この曲は「大人への抗議」を歌っていない。抗議とは、コミュニケーションである。若者が、盗んだバイクで走り出したり校舎の窓ガラスを割って歩いたりしなくなってもうずいぶん経つ。若者が大人世代に反発心を持っているなら、それは自分たちにわかるかたちで表現されるだろうと思う大人世代は、楽観的である。若者は、あなたの前では最後の直前まで「優等生」で「模範人間」だろう。
「うっせぇわ」が描いているのは、大人への断念であり、実際には語られることのない本音である。言うなれば、飲み会で年長者と談笑した翌日に辞表を出す若者の内面だ。事が起こったときにはそれは終わっている。コミュニケーションは必要とされない。

「うっせぇわ」を聞いた30代以上が犯している、致命的な「勘違い」(鮎川ぱて @しゅわしゅわP) | 現代ビジネス | 講談社(3/7)

鮎川さんは、「うっせぇわ」の歌詞を”大人への断念”と読み解いています。断念とは「あきらめること」です。

ここからは素人の感想ですが、確かに、若者世代の大人たちへの反発行動として、「あきらめること」はかなり一般的であるように思います。あたかも”つまらない動画ばかりをアップするようになったYoutubeチャンネルの登録を解除する”かのように、若者は大人に見切りをつけていくのです。

つまり、若者は目立った波乱を呼ぶことなく、静かに去っていく

そんな若者が40年前と比べて増えているのかは分かりませんが、一般論として、そのような若者は今たしかに存在しています。インターネット上に散らばる「大人」を、現代の若者は選ぶことができるからです。自分の意にそぐわない「大人」を切り捨てたところで、若者に(短期的な)デメリットは存在しないのです。

結論的に言えば、以上が、私が「もう大人たちには期待しない」「若者たちが波乱を呼ぶ」に違和感を抱いた原因だと思います。

ただし、現代の若者たちが全く波乱を呼ばないかと言えば、全くそんなことはありません。

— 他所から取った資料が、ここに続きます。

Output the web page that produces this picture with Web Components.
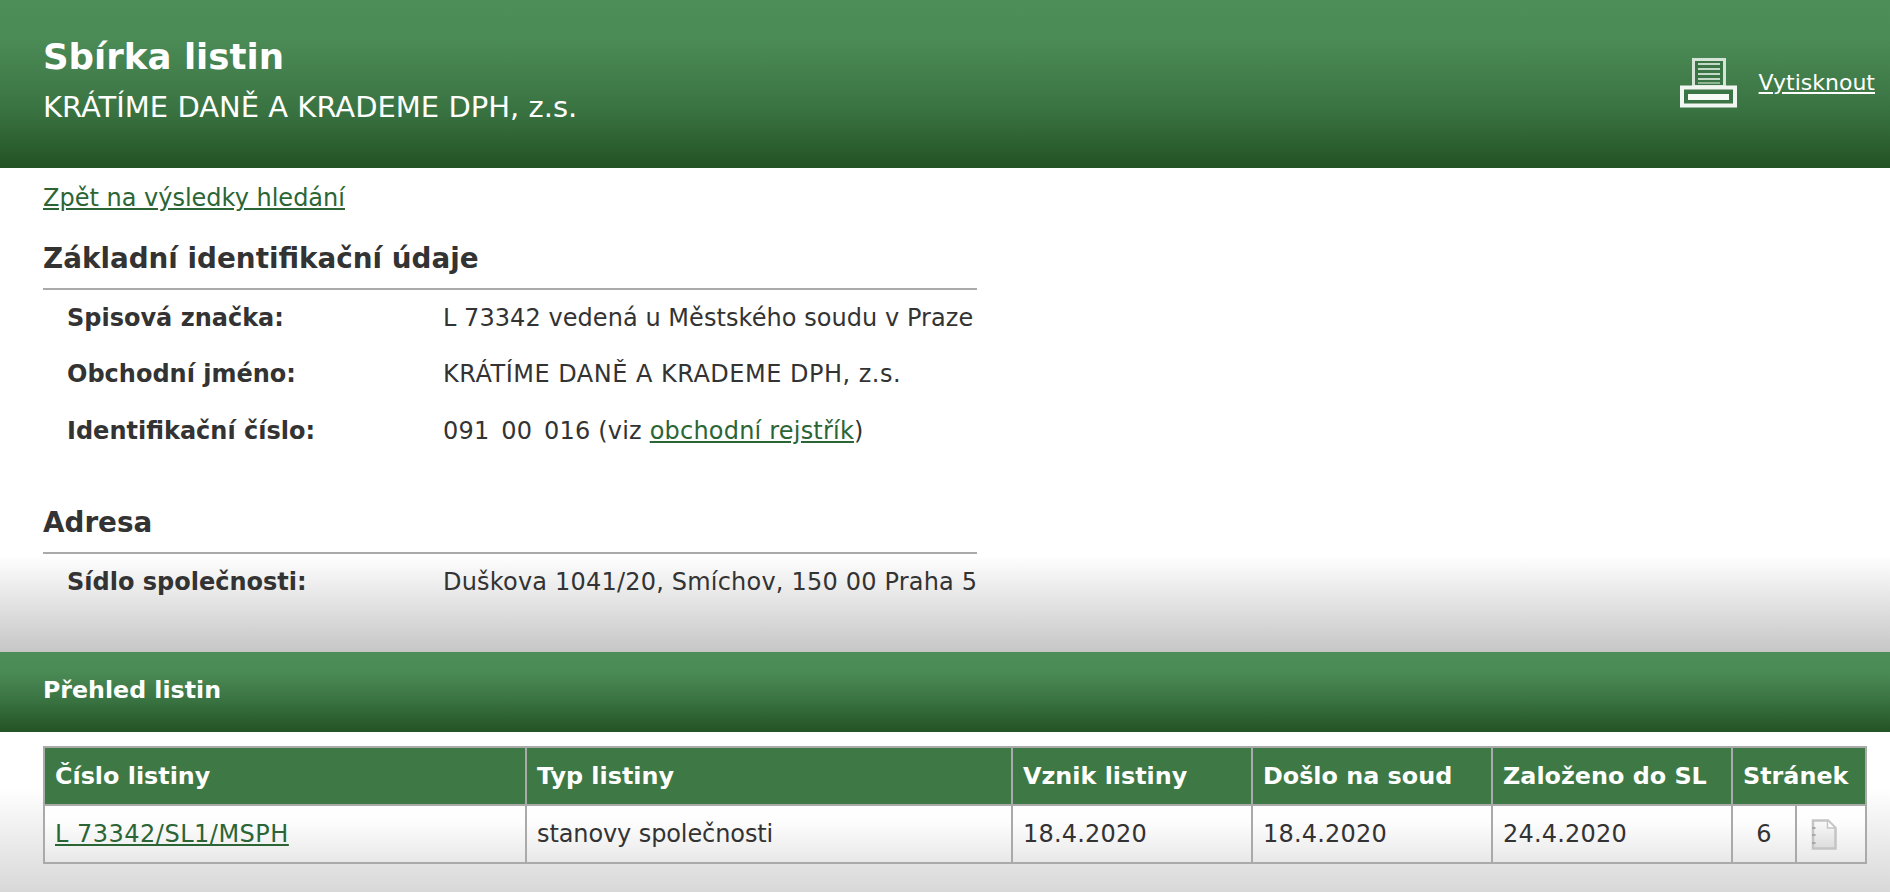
<!DOCTYPE html>
<html lang="cs">
<head>
<meta charset="utf-8">
<title>Sbírka listin</title>
<style>
  html, body { margin: 0; padding: 0; }
  body {
    font-family: "DejaVu Sans", Verdana, sans-serif;
    color: #333;
    background: #ddd;
    height: 892px;
    overflow: hidden;
  }
</style>
</head>
<body>
<page-header title-text="Sbírka listin" subtitle="KRÁTÍME DANĚ A KRADEME DPH, z.s."></page-header>
<detail-section>
  <a slot="back" href="#">Zpět na výsledky hledání</a>
  <info-group heading="Základní identifikační údaje">
    <info-row label="Spisová značka:" style="--track:.06px">L 73342 vedená u Městského soudu v Praze</info-row>
    <info-row label="Obchodní jméno:" style="--track:.5px">KRÁTÍME DANĚ A KRADEME DPH, z.s.</info-row>
    <info-row label="Identifikační číslo:" style="--track:.2px"><span style="word-spacing:4px">091 00 016</span> (viz <ext-link>obchodní rejstřík</ext-link>)</info-row>
  </info-group>
  <info-group heading="Adresa" class="last">
    <info-row label="Sídlo společnosti:" style="--track:.2px">Duškova 1041/20, Smíchov, 150 00 Praha 5</info-row>
  </info-group>
</detail-section>
<section-bar>Přehled listin</section-bar>
<listing-panel>
  <listing-table></listing-table>
</listing-panel>

<script>
// green header with the print link
class PageHeader extends HTMLElement {
  constructor () {
    super();
    const root = this.attachShadow({mode: 'open'});
    root.innerHTML = `
      <style>
      :host {
        display: flex;
        justify-content: space-between;
        align-items: flex-start;
        height: 168px;
        box-sizing: border-box;
        padding: 33px 15px 0 43px;
        color: #fff;
        background: linear-gradient(#4d8d58 0%, #4a8a55 25%, #3a7342 65%, #235225 100%);
      }
      h1 { margin: 0; font-size: 35.6px; line-height: 48px; font-weight: bold; }
      p { margin: 8px 0 0; font-size: 29px; line-height: 36px; }
      .print { display: flex; align-items: center; gap: 22px; margin-top: 25px; }
      a { color: #fff; font-size: 22px; margin-bottom: 2px; }
      svg { display: block; filter: blur(.5px); }
      </style>
      <div>
        <h1></h1>
        <p></p>
      </div>
      <div class="print">
        <svg width="57" height="50" viewBox="0 0 57 50">
          <rect x="13.5" y="1.5" width="31" height="27" fill="#3b7545" stroke="#d5e4d7" stroke-width="3"/>
          <path d="M18 6h22M18 11h22M18 16h22M18 21h22" stroke="#c3d8c6" stroke-width="2"/>
          <path d="M18 25h22" stroke="#8fb596" stroke-width="2"/>
          <rect x="2" y="29.5" width="53" height="18" fill="#3b7545" stroke="#f2f6f2" stroke-width="4"/>
          <rect x="8" y="36" width="41" height="6" fill="#f6f9f6"/>
        </svg>
        <a href="#">Vytisknout</a>
      </div>
    `;
    root.querySelector('h1').textContent = this.getAttribute('title-text');
    root.querySelector('p').textContent = this.getAttribute('subtitle');
  }
}
customElements.define('page-header', PageHeader);

// white to grey area with the identification data
class DetailSection extends HTMLElement {
  constructor () {
    super();
    this.attachShadow({mode: 'open'}).innerHTML = `
      <style>
      :host {
        display: block;
        height: 484px;
        box-sizing: border-box;
        padding: 16px 0 0 43px;
        background: linear-gradient(#fff 0%, #fff 80%, #c6c6c6 100%);
      }
      ::slotted(a) {
        display: block;
        width: fit-content;
        color: #2b6535;
        font-size: 24px;
        line-height: 28px;
      }
      </style>
      <slot name="back"></slot>
      <slot></slot>
    `;
  }
}
customElements.define('detail-section', DetailSection);

class InfoGroup extends HTMLElement {
  constructor () {
    super();
    const root = this.attachShadow({mode: 'open'});
    root.innerHTML = `
      <style>
      :host { display: block; width: 934px; margin-top: 29px; }
      :host(.last) { margin-top: 39.5px; }
      h2 {
        margin: 0 0 7px;
        font-size: 27.8px;
        line-height: 36px;
        font-weight: bold;
        border-bottom: 2px solid #aaa;
        padding-bottom: 11px;
        color: #333;
      }
      </style>
      <h2></h2>
      <slot></slot>
    `;
    root.querySelector('h2').textContent = this.getAttribute('heading');
  }
}
customElements.define('info-group', InfoGroup);

class InfoRow extends HTMLElement {
  constructor () {
    super();
    const root = this.attachShadow({mode: 'open'});
    root.innerHTML = `
      <style>
      :host {
        display: grid;
        grid-template-columns: 376px 1fr;
        height: 56.25px;
        padding-left: 24px;
        font-size: 24px;
        line-height: 42px;
        white-space: nowrap;
      }
      b { font-weight: bold; }
      span { letter-spacing: var(--track, 0); }
      </style>
      <b></b>
      <span><slot></slot></span>
    `;
    root.querySelector('b').textContent = this.getAttribute('label');
  }
}
customElements.define('info-row', InfoRow);

class ExtLink extends HTMLElement {
  constructor () {
    super();
    this.attachShadow({mode: 'open'}).innerHTML =
      '<style>a { color: #2b6535; }</style><a href="#"><slot></slot></a>';
  }
}
customElements.define('ext-link', ExtLink);

class SectionBar extends HTMLElement {
  constructor () {
    super();
    this.attachShadow({mode: 'open'}).innerHTML = `
      <style>
      :host {
        display: flex;
        align-items: center;
        height: 80px;
        box-sizing: border-box;
        padding: 0 43px 4px;
        color: #fff;
        font-size: 23.7px;
        font-weight: bold;
        background: linear-gradient(#4d8d58 0%, #4a8a55 25%, #3a7342 60%, #235225 100%);
      }
      </style>
      <slot></slot>
    `;
  }
}
customElements.define('section-bar', SectionBar);

class ListingPanel extends HTMLElement {
  constructor () {
    super();
    this.attachShadow({mode: 'open'}).innerHTML = `
      <style>
      :host {
        display: block;
        height: 160px;
        box-sizing: border-box;
        padding: 14px 22px 0 43px;
        background: linear-gradient(#fff 0%, #fff 35%, #d8d8d8 100%);
      }
      </style>
      <slot></slot>
    `;
  }
}
customElements.define('listing-panel', ListingPanel);

class ListingTable extends HTMLElement {
  constructor () {
    super();
    this.attachShadow({mode: 'open'}).innerHTML = `
      <style>
      :host { display: block; }
      table {
        border-collapse: collapse;
        table-layout: fixed;
        width: 1824px;
        font-size: 24px;
        border: 2px solid #aaa;
      }
      th, td {
        border: 2px solid #aaa;
        padding: 0 10px;
        text-align: left;
        height: 58px;
        box-sizing: border-box;
        white-space: nowrap;
      }
      th { background: #3e7945; color: #fff; font-weight: bold; font-size: 23.85px; }
      td { background: linear-gradient(#fff 0%, #fdfdfd 30%, #e8e8e8 100%); letter-spacing: .2px; }
      a { color: #2b6535; letter-spacing: .5px; }
      .pages { text-align: center; }
      .doc { padding: 0 0 0 14px; }
      svg { display: block; filter: blur(.6px); }
      </style>
      <table>
        <colgroup>
          <col style="width:482px"><col style="width:486px"><col style="width:240px">
          <col style="width:240px"><col style="width:240px"><col style="width:64px"><col style="width:70px">
        </colgroup>
        <thead>
          <tr>
            <th>Číslo listiny</th><th>Typ listiny</th><th>Vznik listiny</th>
            <th>Došlo na soud</th><th>Založeno do SL</th><th colspan="2">Stránek</th>
          </tr>
        </thead>
        <tbody>
          <tr>
            <td><a href="#">L 73342/SL1/MSPH</a></td>
            <td style="letter-spacing:-.1px">stanovy společnosti</td>
            <td>18.4.2020</td>
            <td>18.4.2020</td>
            <td>24.4.2020</td>
            <td class="pages">6</td>
            <td class="doc">
              <svg width="26" height="31" viewBox="0 0 26 31">
                <defs>
                  <linearGradient id="sheet" x1="0" y1="0" x2="0" y2="1">
                    <stop offset="0" stop-color="#fafafa"/>
                    <stop offset="1" stop-color="#dcdcdc"/>
                  </linearGradient>
                </defs>
                <path d="M2 1.5h15l7.5 7.5v20.5H2z" fill="url(#sheet)" stroke="#c4c4c4" stroke-width="2.5"/>
                <path d="M16.5 2v7h7" fill="#fff" stroke="#c4c4c4" stroke-width="1.5"/>
                <path d="M1 9h3.5M1 16h3.5M1 24h3.5" stroke="#a8a8a8" stroke-width="2"/>
              </svg>
            </td>
          </tr>
        </tbody>
      </table>
    `;
  }
}
customElements.define('listing-table', ListingTable);
</script>
</body>
</html>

ですが、その「波乱」も、若者たちが主体的に起こすものというよりは、若者たちが若者の常識を(主観的には)淡々とこなした結果、「大人」のグループとの間に不具合が発生して起こるものであるように思います。つまり、若者たちの存在を「波乱」と見なすのは、若者たち自身ではなく「大人」の方であるということです。

「現代の鏡像」を理想とする福井さんの脚本が、アニメ的にありふれた、デフォルメされた「波乱を呼ぶ若者」のみを描いてしまうのか、はたまたその限りではないのか。その点は、『2205』を考える上では一つの論点としてもいいのではないでしょうか。

*1:もちろん、そもそも『2205』は現代の若者の心情を代弁するために「若者」を登場させるのではない、そんな可能性もあります。しかし、私の観測する範囲では、土門たち「若者」を現代の若者の心情を描いたキャラクターにすることへの期待は、決して無視できないものがあります。さらに、何より福井さんが「現代の鏡像」としての作品を追求しているのですから、「若者」もまた、現代の若者の「鏡像」であってほしいもの。